En la medida en que los avances del neoliberalismo, no solamente económico sino también filosófico e ideológico, se dieron a lo largo de la última parte del siglo XX y principios del XXI, se agudizó la tendencia a pretender que los intereses y deseos individuales pudieran llegar a ser protegidos no solo en el sentido de derechos humanos que deben ser respetados por el Estado, sino también a que esas valoraciones individualistas debieran recibir una atención especial y un reconocimiento por parte de la sociedad en su conjunto, aun contra las convicciones éticas de carácter general expresadas en la legislación, que constituyen la moral social a la que se alude constitucionalmente como límite de algunos derechos, como ocurre en el caso de la libertad de expresión.

En el fondo de esta divergencia se encuentra un choque entre la moral social que es de carácter colectivo y representa la costumbre generalizada, es decir, la apreciación mayoritaria en torno a ciertos valores que deben ser respetados por cada miembro de la sociedad, y la moral individual que son las convicciones específicas que cada persona tiene respecto a lo bueno y lo malo. La ley, como expresión de la voluntad general, refleja el contenido de la moral colectiva que rige sobre las disposiciones de derecho emitidas por el legislador.

Por supuesto, estas concepciones mayoritarias o generalizadas pueden entrar en colisión con las percepciones, los gustos, las valoraciones y los intereses individuales, pero se entiende que en una sociedad democrática estos quedan sujetos a la resolución colectiva, siempre y cuando ello no implique una limitación de los derechos reconocidos a cada persona, carente de motivo razonable a la luz de los criterios, también comunitariamente elaborados.
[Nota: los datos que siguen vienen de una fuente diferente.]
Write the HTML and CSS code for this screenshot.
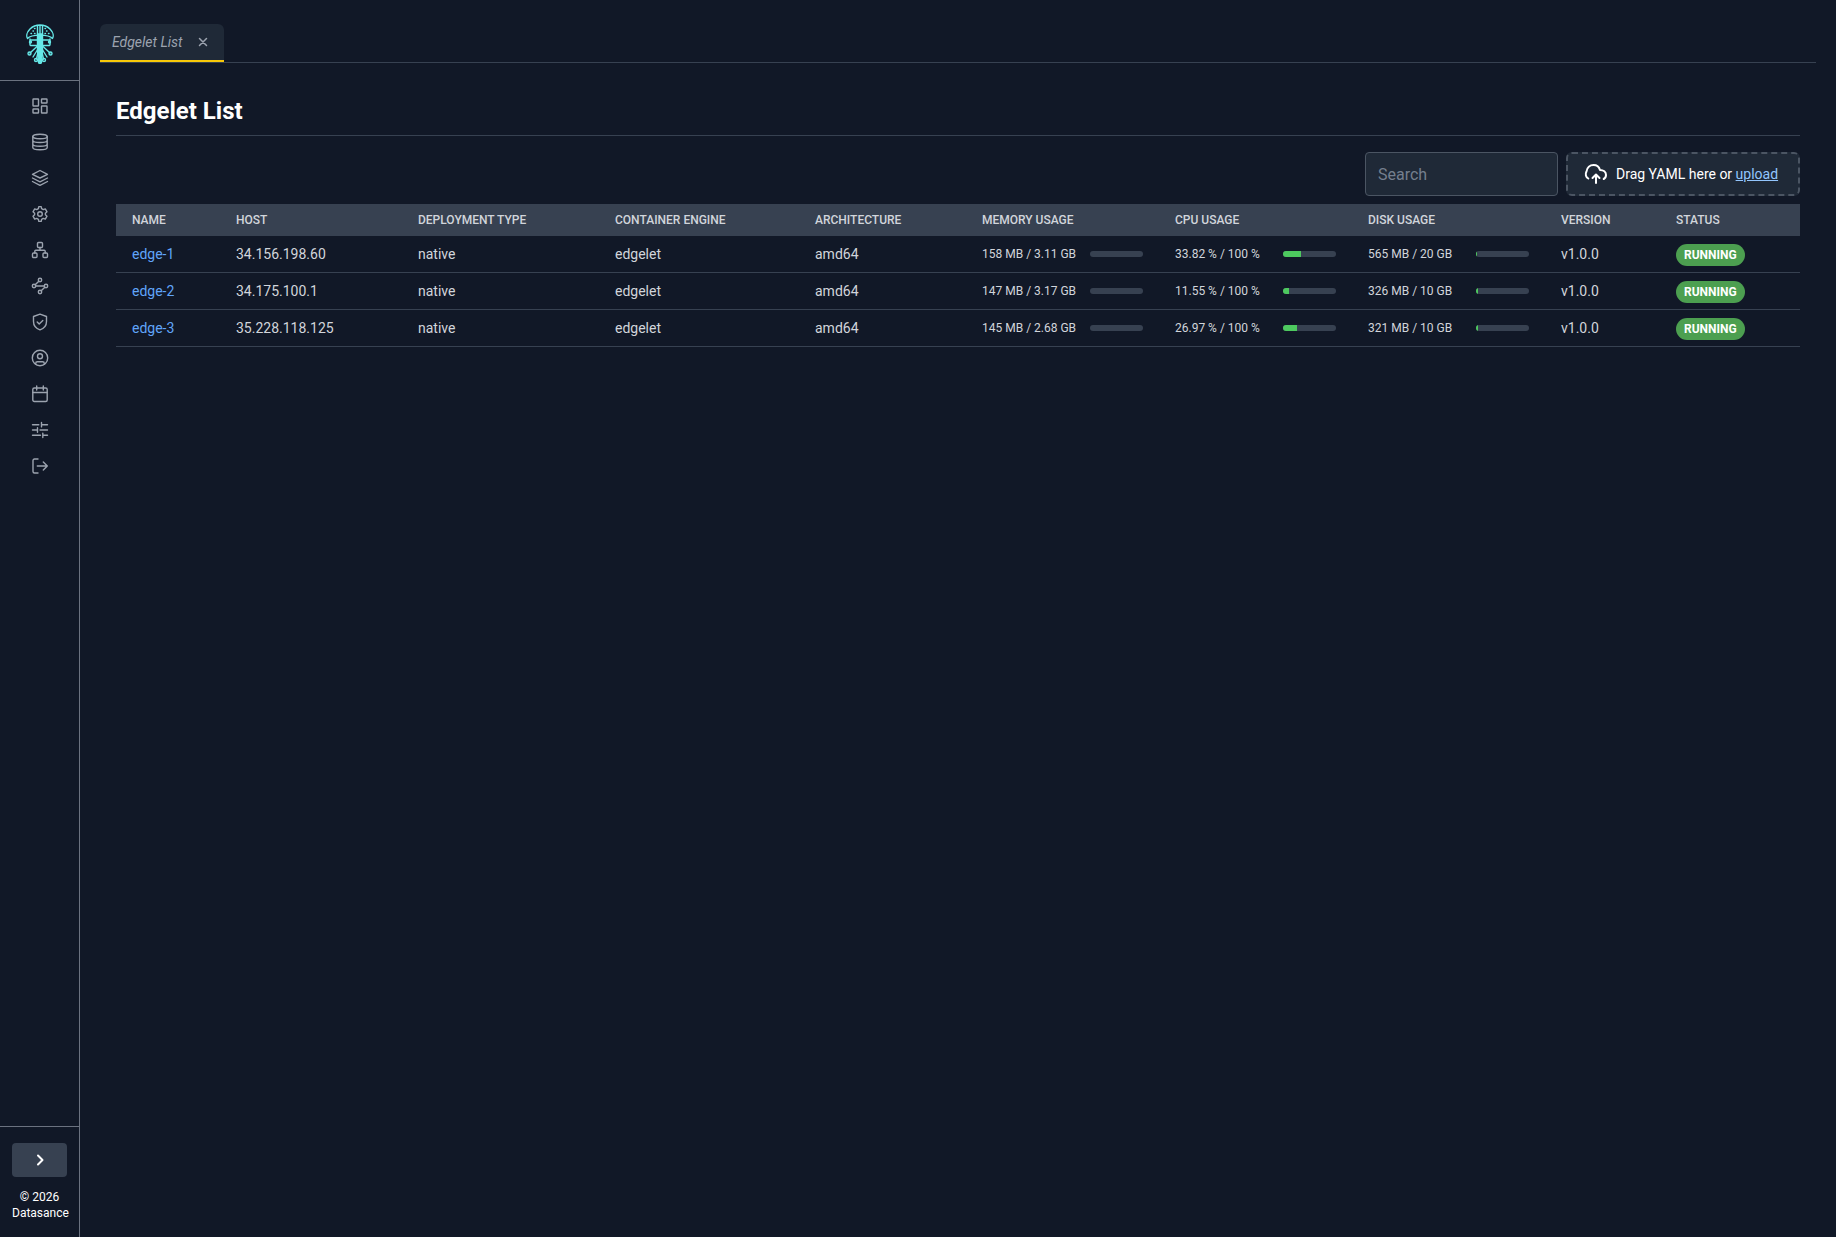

Al introducirse el concepto de libre desarrollo de la personalidad como una expresión de la moralidad individual sujeta a una protección, se abre un inevitable conflicto con las consideraciones sobre el bien y el mal que tiene la colectividad. Esta tensión, históricamente ha ido modificando las percepciones colectivas. De la aceptación moral de la esclavitud en la antigua Grecia se pasó a su absoluto rechazo en tiempos recientes. Esta evolución social modifica también las expresiones jurídicas recogidas en la ley.